(Work to complete)
Would you write out the listing verbatim and skip every picture in it?

* Start Data rows *

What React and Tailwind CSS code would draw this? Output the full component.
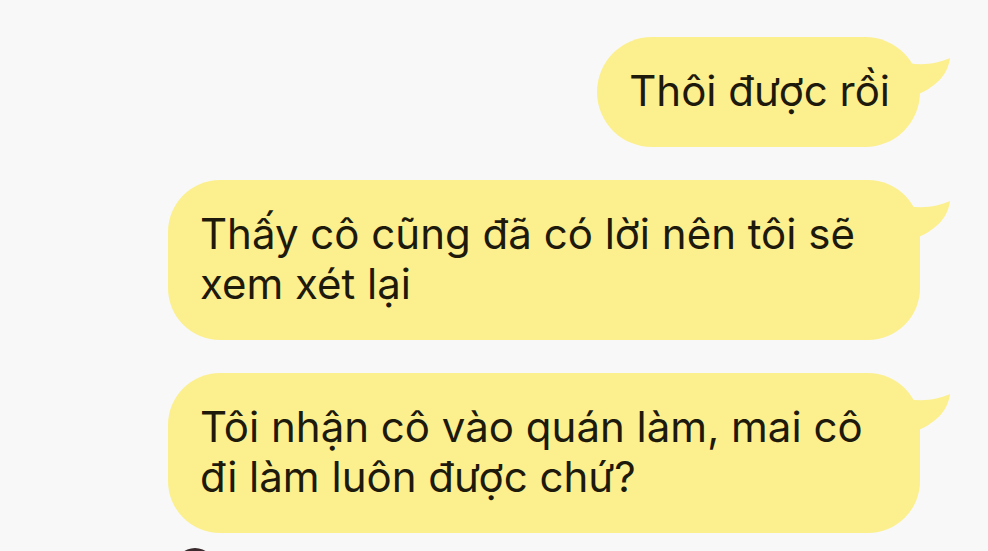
import React from "react";

function Tail() {
  return (
    <svg
      className="absolute right-[-31px] top-[12px]"
      width="42"
      height="48"
      viewBox="0 0 42 48"
    >
      <path d="M0 14 C14 17 30 14 41 9 C39 24 30 36 8 46 Z" fill="#fcef8e" />
    </svg>
  );
}

function Bubble({ children, className }) {
  return (
    <div
      className={
        "relative bg-[#fcef8e] text-[#1d1a0c] text-[42px] leading-[50px] pt-[29px] pb-[31px] pl-[32px] pr-[30px] " +
        className
      }
    >
      <Tail />
      {children}
    </div>
  );
}

export default function App() {
  return (
    <div
      className="w-[988px] h-[551px] overflow-hidden bg-[#f8f8f8] flex flex-col"
      style={{ fontFamily: "Inter, 'Noto Sans', sans-serif" }}
    >
      <div className="flex flex-col items-end pr-[68px] pt-[37px] gap-[33px]">
        <Bubble className="rounded-[55px]">Thôi được rồi</Bubble>
        <Bubble className="rounded-[52px] w-[752px]">
          Thấy cô cũng đã có lời nên tôi sẽ
          <br />
          xem xét lại
        </Bubble>
        <Bubble className="rounded-[52px] w-[752px]">
          Tôi nhận cô vào quán làm, mai cô
          <br />
          đi làm luôn được chứ?
        </Bubble>
      </div>
      <div className="pl-[175px] mt-[15px]">
        <div className="w-[40px] h-[40px] rounded-full bg-[#3a2a2e]" />
      </div>
    </div>
  );
}
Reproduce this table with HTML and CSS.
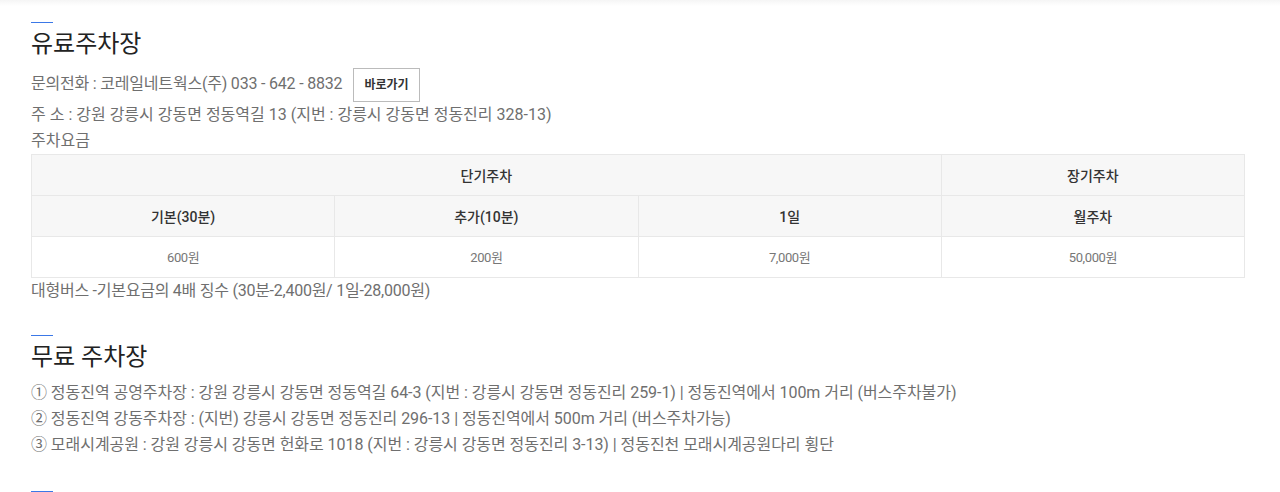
FILE: index.html
```html
<!DOCTYPE html>
<html lang="ko">
<head>
    <meta charset="UTF-8">
    <title>주차장 안내</title>
    <link rel="stylesheet" href="styles.css">
</head>
<body>
    <div class="top-shade"></div>
    <div class="wrap">
        <div class="section">
            <span class="bar"></span>
            <h2 class="tit">유료주차장</h2>
            <p class="txt tel">문의전화 : 코레일네트웍스(주) 033 - 642 - 8832 <a class="btn" href="#">바로가기</a></p>
            <p class="txt">주 소 : 강원 강릉시 강동면 정동역길 13 (지번 : 강릉시 강동면 정동진리 328-13)</p>
            <p class="txt">주차요금</p>
            <table class="fee">
                <tr>
                    <th colspan="3">단기주차</th>
                    <th>장기주차</th>
                </tr>
                <tr>
                    <th>기본(30분)</th>
                    <th>추가(10분)</th>
                    <th>1일</th>
                    <th>월주차</th>
                </tr>
                <tr>
                    <td>600원</td>
                    <td>200원</td>
                    <td>7,000원</td>
                    <td>50,000원</td>
                </tr>
            </table>
            <p class="txt note">대형버스 -기본요금의 4배 징수 (30분-2,400원/ 1일-28,000원)</p>
        </div>

        <div class="section">
            <span class="bar"></span>
            <h2 class="tit">무료 주차장</h2>
            <ul class="list">
                <li>① 정동진역 공영주차장 : 강원 강릉시 강동면 정동역길 64-3 (지번 : 강릉시 강동면 정동진리 259-1) | 정동진역에서 100m 거리 (버스주차불가)</li>
                <li>② 정동진역 강동주차장 : (지번) 강릉시 강동면 정동진리 296-13 | 정동진역에서 500m 거리 (버스주차가능)</li>
                <li>③ 모래시계공원 : 강원 강릉시 강동면 헌화로 1018 (지번 : 강릉시 강동면 정동진리 3-13) | 정동진천 모래시계공원다리 횡단</li>
            </ul>
        </div>

        <div class="section">
            <span class="bar"></span>
        </div>
    </div>
</body>
</html>
```

FILE: styles.css
```css
* {
    margin: 0;
    padding: 0;
    box-sizing: border-box;
}
body {
    font-family: Roboto, "Noto Sans CJK KR", sans-serif;
    color: #6f6f6f;
    background: #fff;
    overflow: hidden;
}
.top-shade {
    height: 6px;
    background: linear-gradient(#f5f5f5, #fff);
}
.wrap {
    padding: 0 35px 0 31px;
}
.section {
    padding-top: 16px;
    padding-bottom: 17px;
}
.section + .section {
    padding-top: 14px;
}
.bar {
    display: block;
    width: 22px;
    height: 1px;
    background: #3b78e7;
}
.tit {
    font-size: 24px;
    font-weight: 400;
    color: #222;
    line-height: 34px;
    margin: 4px 0 6px;
}
.txt {
    font-size: 16px;
    line-height: 26px;
    letter-spacing: 0;
}
.tel {
    line-height: 34px;
    letter-spacing: -0.2px;
}
.btn {
    display: inline-block;
    vertical-align: middle;
    margin-left: 7px;
    width: 67px;
    height: 34px;
    line-height: 32px;
    border: 1px solid #bbb;
    text-align: center;
    font-size: 12px;
    font-weight: 700;
    letter-spacing: 0;
    color: #333;
    text-decoration: none;
}
.fee {
    width: 100%;
    border-collapse: collapse;
    table-layout: fixed;
}
.fee th,
.fee td {
    border: 1px solid #e8e8e8;
    height: 41px;
    text-align: center;
}
.fee th {
    background: #f7f7f7;
    color: #333;
    font-size: 14px;
    font-weight: 500;
}
.fee td {
    color: #777;
    font-size: 13px;
    letter-spacing: -0.4px;
}
.note {
    letter-spacing: -0.25px;
}
.list {
    list-style: none;
    font-size: 16px;
    line-height: 26px;
    letter-spacing: -0.05px;
    margin-bottom: 2px;
}
```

* End Data rows *

(Output for this exercise)
What React and Tailwind CSS code would draw this? Output the full component.
import React from "react";

function Tail() {
  return (
    <svg
      className="absolute right-[-31px] top-[12px]"
      width="42"
      height="48"
      viewBox="0 0 42 48"
    >
      <path d="M0 14 C14 17 30 14 41 9 C39 24 30 36 8 46 Z" fill="#fcef8e" />
    </svg>
  );
}

function Bubble({ children, className }) {
  return (
    <div
      className={
        "relative bg-[#fcef8e] text-[#1d1a0c] text-[42px] leading-[50px] pt-[29px] pb-[31px] pl-[32px] pr-[30px] " +
        className
      }
    >
      <Tail />
      {children}
    </div>
  );
}

export default function App() {
  return (
    <div
      className="w-[988px] h-[551px] overflow-hidden bg-[#f8f8f8] flex flex-col"
      style={{ fontFamily: "Inter, 'Noto Sans', sans-serif" }}
    >
      <div className="flex flex-col items-end pr-[68px] pt-[37px] gap-[33px]">
        <Bubble className="rounded-[55px]">Thôi được rồi</Bubble>
        <Bubble className="rounded-[52px] w-[752px]">
          Thấy cô cũng đã có lời nên tôi sẽ
          <br />
          xem xét lại
        </Bubble>
        <Bubble className="rounded-[52px] w-[752px]">
          Tôi nhận cô vào quán làm, mai cô
          <br />
          đi làm luôn được chứ?
        </Bubble>
      </div>
      <div className="pl-[175px] mt-[15px]">
        <div className="w-[40px] h-[40px] rounded-full bg-[#3a2a2e]" />
      </div>
    </div>
  );
}
Reproduce this table with HTML and CSS.
FILE: index.html
```html
<!DOCTYPE html>
<html lang="ko">
<head>
    <meta charset="UTF-8">
    <title>주차장 안내</title>
    <link rel="stylesheet" href="styles.css">
</head>
<body>
    <div class="top-shade"></div>
    <div class="wrap">
        <div class="section">
            <span class="bar"></span>
            <h2 class="tit">유료주차장</h2>
            <p class="txt tel">문의전화 : 코레일네트웍스(주) 033 - 642 - 8832 <a class="btn" href="#">바로가기</a></p>
            <p class="txt">주 소 : 강원 강릉시 강동면 정동역길 13 (지번 : 강릉시 강동면 정동진리 328-13)</p>
            <p class="txt">주차요금</p>
            <table class="fee">
                <tr>
                    <th colspan="3">단기주차</th>
                    <th>장기주차</th>
                </tr>
                <tr>
                    <th>기본(30분)</th>
                    <th>추가(10분)</th>
                    <th>1일</th>
                    <th>월주차</th>
                </tr>
                <tr>
                    <td>600원</td>
                    <td>200원</td>
                    <td>7,000원</td>
                    <td>50,000원</td>
                </tr>
            </table>
            <p class="txt note">대형버스 -기본요금의 4배 징수 (30분-2,400원/ 1일-28,000원)</p>
        </div>

        <div class="section">
            <span class="bar"></span>
            <h2 class="tit">무료 주차장</h2>
            <ul class="list">
                <li>① 정동진역 공영주차장 : 강원 강릉시 강동면 정동역길 64-3 (지번 : 강릉시 강동면 정동진리 259-1) | 정동진역에서 100m 거리 (버스주차불가)</li>
                <li>② 정동진역 강동주차장 : (지번) 강릉시 강동면 정동진리 296-13 | 정동진역에서 500m 거리 (버스주차가능)</li>
                <li>③ 모래시계공원 : 강원 강릉시 강동면 헌화로 1018 (지번 : 강릉시 강동면 정동진리 3-13) | 정동진천 모래시계공원다리 횡단</li>
            </ul>
        </div>

        <div class="section">
            <span class="bar"></span>
        </div>
    </div>
</body>
</html>
```

FILE: styles.css
```css
* {
    margin: 0;
    padding: 0;
    box-sizing: border-box;
}
body {
    font-family: Roboto, "Noto Sans CJK KR", sans-serif;
    color: #6f6f6f;
    background: #fff;
    overflow: hidden;
}
.top-shade {
    height: 6px;
    background: linear-gradient(#f5f5f5, #fff);
}
.wrap {
    padding: 0 35px 0 31px;
}
.section {
    padding-top: 16px;
    padding-bottom: 17px;
}
.section + .section {
    padding-top: 14px;
}
.bar {
    display: block;
    width: 22px;
    height: 1px;
    background: #3b78e7;
}
.tit {
    font-size: 24px;
    font-weight: 400;
    color: #222;
    line-height: 34px;
    margin: 4px 0 6px;
}
.txt {
    font-size: 16px;
    line-height: 26px;
    letter-spacing: 0;
}
.tel {
    line-height: 34px;
    letter-spacing: -0.2px;
}
.btn {
    display: inline-block;
    vertical-align: middle;
    margin-left: 7px;
    width: 67px;
    height: 34px;
    line-height: 32px;
    border: 1px solid #bbb;
    text-align: center;
    font-size: 12px;
    font-weight: 700;
    letter-spacing: 0;
    color: #333;
    text-decoration: none;
}
.fee {
    width: 100%;
    border-collapse: collapse;
    table-layout: fixed;
}
.fee th,
.fee td {
    border: 1px solid #e8e8e8;
    height: 41px;
    text-align: center;
}
.fee th {
    background: #f7f7f7;
    color: #333;
    font-size: 14px;
    font-weight: 500;
}
.fee td {
    color: #777;
    font-size: 13px;
    letter-spacing: -0.4px;
}
.note {
    letter-spacing: -0.25px;
}
.list {
    list-style: none;
    font-size: 16px;
    line-height: 26px;
    letter-spacing: -0.05px;
    margin-bottom: 2px;
}
```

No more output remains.